THE TASK: Answer with nothing but a number: how many lines include the word "page"?

COLLECTED MATERIAL:
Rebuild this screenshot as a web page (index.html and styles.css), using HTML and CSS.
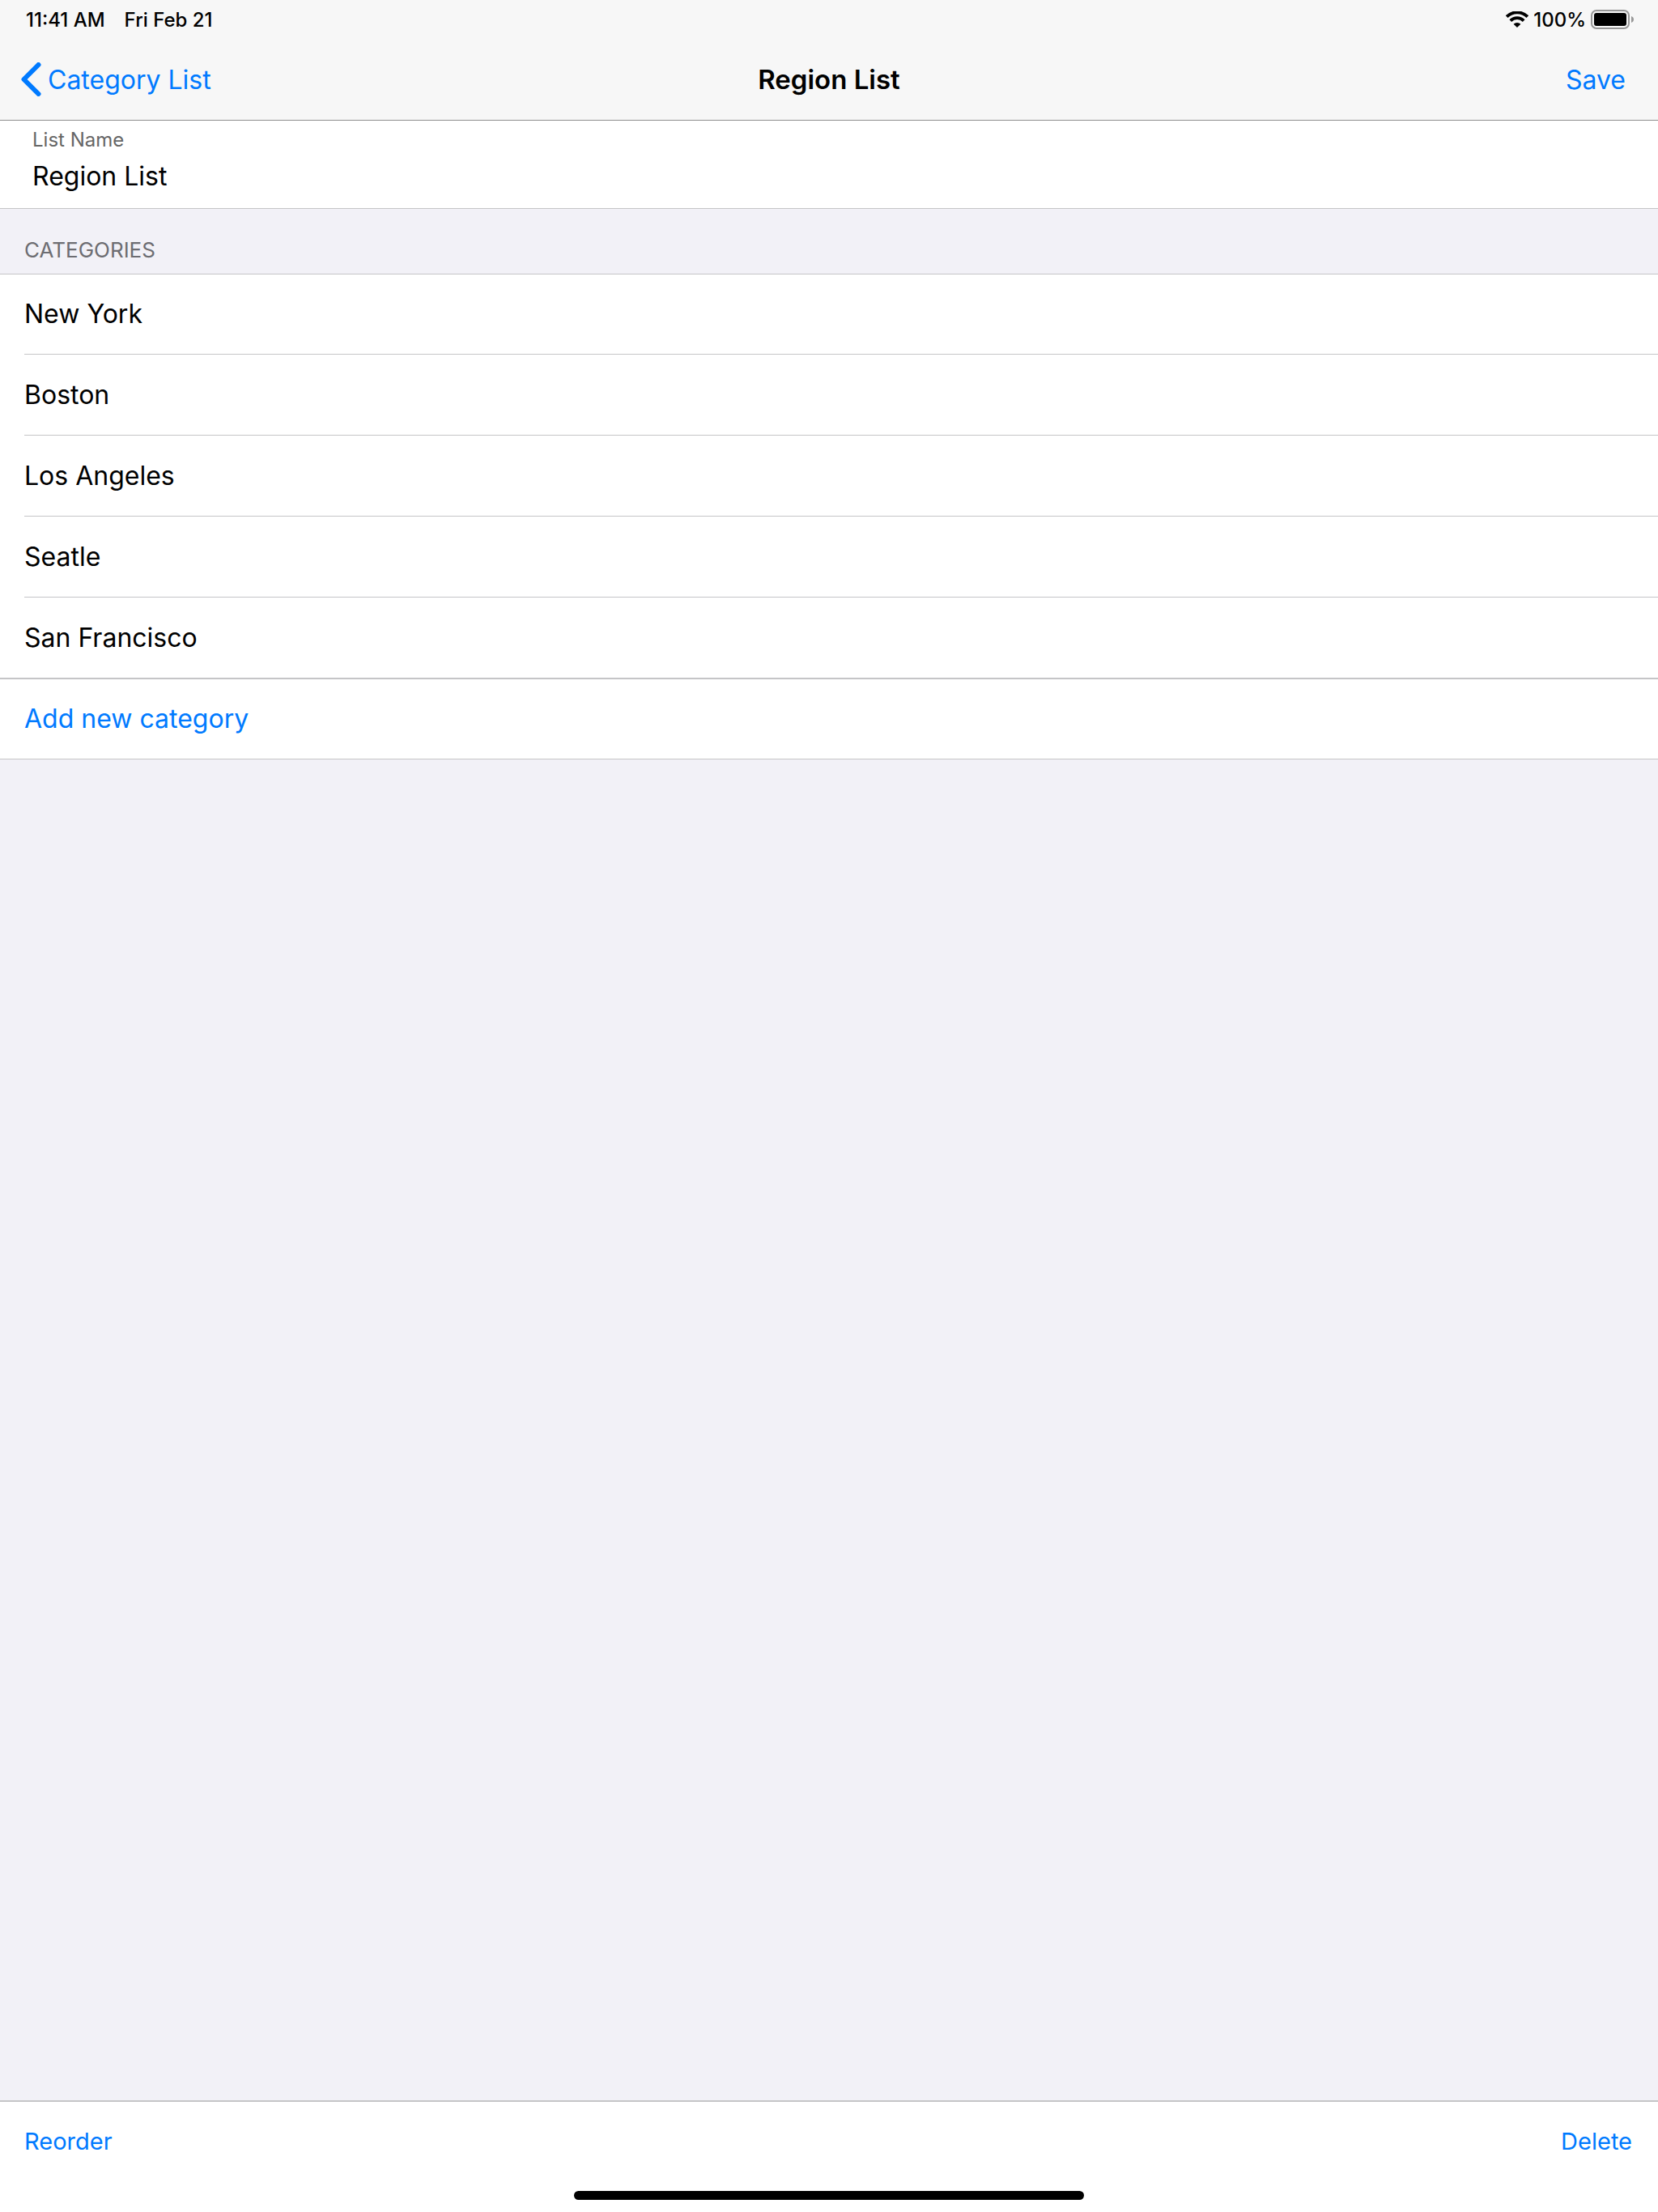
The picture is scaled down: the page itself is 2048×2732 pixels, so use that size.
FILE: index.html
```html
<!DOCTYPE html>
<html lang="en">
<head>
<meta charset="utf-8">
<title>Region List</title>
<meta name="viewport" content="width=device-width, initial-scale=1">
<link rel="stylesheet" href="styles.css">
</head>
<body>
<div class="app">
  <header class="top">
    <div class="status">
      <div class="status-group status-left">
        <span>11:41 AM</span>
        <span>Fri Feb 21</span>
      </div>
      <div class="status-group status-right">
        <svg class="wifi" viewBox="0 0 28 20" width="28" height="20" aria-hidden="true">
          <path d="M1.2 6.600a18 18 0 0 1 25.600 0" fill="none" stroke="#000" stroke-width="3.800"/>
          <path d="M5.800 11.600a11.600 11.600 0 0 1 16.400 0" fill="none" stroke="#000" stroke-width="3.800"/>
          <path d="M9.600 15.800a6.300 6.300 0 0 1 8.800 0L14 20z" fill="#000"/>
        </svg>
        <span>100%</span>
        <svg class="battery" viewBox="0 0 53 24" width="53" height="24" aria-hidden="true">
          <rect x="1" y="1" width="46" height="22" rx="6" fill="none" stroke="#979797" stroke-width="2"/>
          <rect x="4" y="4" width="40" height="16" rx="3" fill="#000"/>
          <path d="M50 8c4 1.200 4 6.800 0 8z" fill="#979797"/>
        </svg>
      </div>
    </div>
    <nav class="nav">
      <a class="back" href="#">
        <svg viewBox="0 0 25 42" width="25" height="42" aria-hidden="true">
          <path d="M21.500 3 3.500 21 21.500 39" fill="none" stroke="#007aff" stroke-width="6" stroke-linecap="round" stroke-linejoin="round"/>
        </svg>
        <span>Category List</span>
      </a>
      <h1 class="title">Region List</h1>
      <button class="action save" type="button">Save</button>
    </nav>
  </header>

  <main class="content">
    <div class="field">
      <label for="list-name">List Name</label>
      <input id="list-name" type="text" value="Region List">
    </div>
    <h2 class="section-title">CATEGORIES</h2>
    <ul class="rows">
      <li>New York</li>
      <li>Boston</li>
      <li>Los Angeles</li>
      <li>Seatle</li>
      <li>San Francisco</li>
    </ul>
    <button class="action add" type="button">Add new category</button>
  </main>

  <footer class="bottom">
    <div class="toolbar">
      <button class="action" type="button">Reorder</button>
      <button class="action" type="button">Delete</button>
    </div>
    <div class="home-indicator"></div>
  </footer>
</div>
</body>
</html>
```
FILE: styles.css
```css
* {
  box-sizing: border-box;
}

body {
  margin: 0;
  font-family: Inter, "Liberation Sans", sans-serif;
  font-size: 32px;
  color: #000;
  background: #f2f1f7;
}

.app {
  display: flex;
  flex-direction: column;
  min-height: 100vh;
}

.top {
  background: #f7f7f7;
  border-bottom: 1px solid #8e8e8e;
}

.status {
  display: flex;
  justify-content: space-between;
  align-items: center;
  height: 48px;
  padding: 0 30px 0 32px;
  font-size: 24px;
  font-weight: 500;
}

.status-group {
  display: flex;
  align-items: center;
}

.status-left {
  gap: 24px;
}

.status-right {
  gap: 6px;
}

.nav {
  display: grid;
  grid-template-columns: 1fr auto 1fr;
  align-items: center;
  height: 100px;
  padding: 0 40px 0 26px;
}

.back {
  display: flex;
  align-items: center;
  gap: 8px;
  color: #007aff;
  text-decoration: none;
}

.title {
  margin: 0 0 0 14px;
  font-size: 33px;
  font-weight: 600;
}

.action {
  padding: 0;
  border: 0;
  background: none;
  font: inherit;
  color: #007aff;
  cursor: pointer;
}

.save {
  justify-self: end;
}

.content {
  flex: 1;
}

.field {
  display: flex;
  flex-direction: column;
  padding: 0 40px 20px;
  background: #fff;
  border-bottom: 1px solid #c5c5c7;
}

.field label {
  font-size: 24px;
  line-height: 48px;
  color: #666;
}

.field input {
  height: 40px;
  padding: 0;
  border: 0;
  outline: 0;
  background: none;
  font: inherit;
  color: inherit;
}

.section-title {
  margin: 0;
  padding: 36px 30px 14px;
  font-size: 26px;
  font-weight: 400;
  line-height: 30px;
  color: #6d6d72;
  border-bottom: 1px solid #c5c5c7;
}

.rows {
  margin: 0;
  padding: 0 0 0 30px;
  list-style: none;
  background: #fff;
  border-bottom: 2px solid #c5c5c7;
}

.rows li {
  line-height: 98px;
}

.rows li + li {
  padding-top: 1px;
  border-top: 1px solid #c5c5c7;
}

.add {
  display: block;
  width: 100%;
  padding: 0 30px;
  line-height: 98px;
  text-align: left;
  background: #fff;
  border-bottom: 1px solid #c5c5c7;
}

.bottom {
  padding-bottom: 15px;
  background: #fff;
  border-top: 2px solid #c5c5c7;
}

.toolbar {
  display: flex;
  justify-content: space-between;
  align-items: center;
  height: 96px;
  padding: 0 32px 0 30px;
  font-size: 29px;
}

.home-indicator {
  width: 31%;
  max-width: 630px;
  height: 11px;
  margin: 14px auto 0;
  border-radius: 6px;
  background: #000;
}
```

EXPECTED ANSWER: 2